Saturday, June 4, 2011
The Qi of Wild Tea and A Tasting of 2010 Fujian Wild Oolong
One received an interesting sample from Gingko of Life In Teacup a few months back. The well written initial posting by Gingko on the background of this tea brought up many interesting questions about wild tea. Questions such as, Why do the local people believe that wild tea has better health benefits than cultivated varieties?, and Why do these locals believe that tea (especially wild tea) is good for treating Liver conditions?
One thought it a good idea to discuss these questions before going into a tasting of this very enjoyable, unique, wild oolong (Thanks Ginko).
Why does wild tea have better health benefits than cultivated varieties?
There are many reasons why wild tea has better health benefits than cultivated varieties. All of the reasons share a similar similar core- wild teas are most in harmony with nature leading to the absorption of more of nature's energy thereby containing more powerful and effective chaqi. Wild teas have evolved and adapted to the climate, soil, and seasonal variances and therefore, contain in them, a natural energetic resistance towards environmental pathogenic factors which are said to not only negatively impact the health of plants and animals but humans as well. The use of artificial pesticides not only make the tea less pure but also make it less in tune with the rhythms of nature. Plants that are artificially harvested and especially plants that have been sprayed follow an artificial rhythm, not entirely set by nature becuase of their influence by man. A tea that has grown wild for many years in a certain area will have adapted to that area's environment, it is the same way that a people of a certain area have learned to adapt to that same environment because they share that environment. So consuming local wild tea harmonizes you and protects you from local climatic, environmental, and seasonal change which is thought to make your body more resistant to environmental changes that can lead to illness.
Why is tea (especially wild tea) good for Liver conditions?
Firstly it should be noted that the "Liver" in traditional Asian thought is very different than "Liver" organ in contemporary western medicine- they have different functions. Tea is thought to be closely connected to the Liver of traditional Asian thought. Tea is green, it is of the Wood Element, its energy is abundant in the spring, it is thought to store qi, it soothes the emotions and spreads qi throughout the body. The Liver also shares these qualities.

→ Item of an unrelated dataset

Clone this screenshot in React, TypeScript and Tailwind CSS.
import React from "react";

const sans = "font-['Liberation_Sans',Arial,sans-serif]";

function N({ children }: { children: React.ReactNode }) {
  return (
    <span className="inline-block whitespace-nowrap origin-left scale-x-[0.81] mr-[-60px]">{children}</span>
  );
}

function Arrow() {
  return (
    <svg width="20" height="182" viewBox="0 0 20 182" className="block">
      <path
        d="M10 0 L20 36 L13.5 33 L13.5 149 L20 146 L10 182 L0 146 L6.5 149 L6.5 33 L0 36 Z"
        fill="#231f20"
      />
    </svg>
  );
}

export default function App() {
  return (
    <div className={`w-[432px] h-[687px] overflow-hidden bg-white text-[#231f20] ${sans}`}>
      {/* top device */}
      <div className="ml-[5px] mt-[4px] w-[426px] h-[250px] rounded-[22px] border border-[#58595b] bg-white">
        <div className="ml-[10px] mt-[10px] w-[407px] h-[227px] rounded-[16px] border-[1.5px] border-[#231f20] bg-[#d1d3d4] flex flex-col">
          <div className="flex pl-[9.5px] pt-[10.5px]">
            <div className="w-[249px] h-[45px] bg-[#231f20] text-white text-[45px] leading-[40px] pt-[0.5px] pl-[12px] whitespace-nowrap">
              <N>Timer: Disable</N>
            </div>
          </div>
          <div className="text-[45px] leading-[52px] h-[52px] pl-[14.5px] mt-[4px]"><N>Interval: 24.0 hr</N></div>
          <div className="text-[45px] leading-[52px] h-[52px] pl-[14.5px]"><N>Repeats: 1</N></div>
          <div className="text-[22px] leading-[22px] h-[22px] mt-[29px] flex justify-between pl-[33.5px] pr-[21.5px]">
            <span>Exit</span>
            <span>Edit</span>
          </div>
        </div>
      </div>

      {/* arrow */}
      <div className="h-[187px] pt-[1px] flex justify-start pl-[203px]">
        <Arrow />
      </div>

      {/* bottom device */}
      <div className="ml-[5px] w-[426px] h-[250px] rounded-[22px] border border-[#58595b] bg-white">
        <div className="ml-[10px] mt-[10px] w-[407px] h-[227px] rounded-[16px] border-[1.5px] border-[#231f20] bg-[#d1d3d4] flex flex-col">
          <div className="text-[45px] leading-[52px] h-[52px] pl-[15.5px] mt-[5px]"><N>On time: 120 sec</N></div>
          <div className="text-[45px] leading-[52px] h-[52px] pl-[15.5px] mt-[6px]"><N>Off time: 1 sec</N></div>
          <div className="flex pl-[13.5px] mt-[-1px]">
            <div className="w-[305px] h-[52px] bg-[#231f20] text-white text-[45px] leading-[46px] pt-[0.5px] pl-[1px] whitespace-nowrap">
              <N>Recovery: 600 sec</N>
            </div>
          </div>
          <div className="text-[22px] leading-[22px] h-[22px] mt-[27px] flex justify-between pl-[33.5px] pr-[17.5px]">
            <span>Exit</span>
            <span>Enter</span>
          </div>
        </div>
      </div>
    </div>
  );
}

Therefore it was thought that the consumption of tea could regulate an imbalance of energy of the Liver by harmonizing the Liver's functions to its own innately healthy functioning. The above mentioned explanation of wild tea makes it, quite naturally, more effective at harmonizing such imbalances.
So does the 2010 wild Fujian oolong noticeably share some of these qualities???... lets boil the water, tear open the sample pack and enjoy this interesting tea to find out.

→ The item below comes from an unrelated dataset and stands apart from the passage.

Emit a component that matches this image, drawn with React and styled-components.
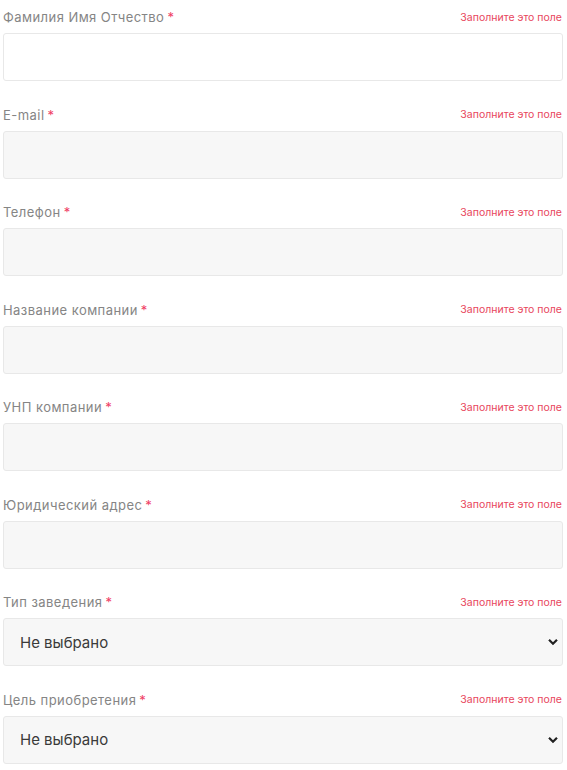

The dry leaf is an beautiful, uncut mixture of diverse green colours and leaf shape from pale to dark greens to delicate very small leaves to medium-largish harder leaves. They carry a spicy savory smell that is unique. They contain the fresh forested odours of a very young sheng puerh as well as sweet creamier notes of a Taiwanese oolong. This enjoyable juxtaposition of sheng puerh like qualities and Taiwanese oolong like qualities would play out in not only the smell of the dry leaves but also in the taste and feel of this tea throughout the session.
The first infusion presents creamy sweetness first with acidic spicy tanginess that moves from this initial sweetness and follows tastes of pear and pineapple. These tastes have a simple stand alone quality about them that makes them more individual and discernible in the mouth. It finishes sweet, simple, and flat in the mouth mainly covering the tongue in a thin film.
The second infusion starts much like the first infusion with a sweet and tangy start which fades into more spicy notes which overlap a predominately sweet base. The very sweet tangy taste reminds one of that sugary powered iced tea that you can find in supermarkets all over America. The sweet flavours really stand out because it feels like there is not much depth to anchor them down.
The third and fourth infusions are much of the same although the initial sweet tangy taste becomes slightly flatter. The following taste is still very strong and simple with spicy tropical fruits in a mouthfeel that has now became more full now coating the front and tongue but still somewhat evading the back and throat areas. The aftertaste develops a sweet-bland finish- even floral notes can be found in this sweet bland aftertaste. The chaqi is giving off a slightly floating lightheaded feeling and body sensation. Some strength pushes at the digestive center but this effect is somewhat mild.
The fifth, sixth, and seventh infusions stay much the same with tones of melon and banana noted in the simple stand offish sweet flavour. In the sixth, a sturdy, young bitterness starts to encroach on these tastes and in the seventh, the bitter taste is an element which shares room with still very noticeable sweet flavours.
This tea is taken to nine infusions still with sweet creamy tropical tastes still enjoyable amid bitter flavours. This oolong has great stamina which carries these simple but delicious tastes. The qi of this tea is strong, vibrant, and very relaxing even after nine infusions.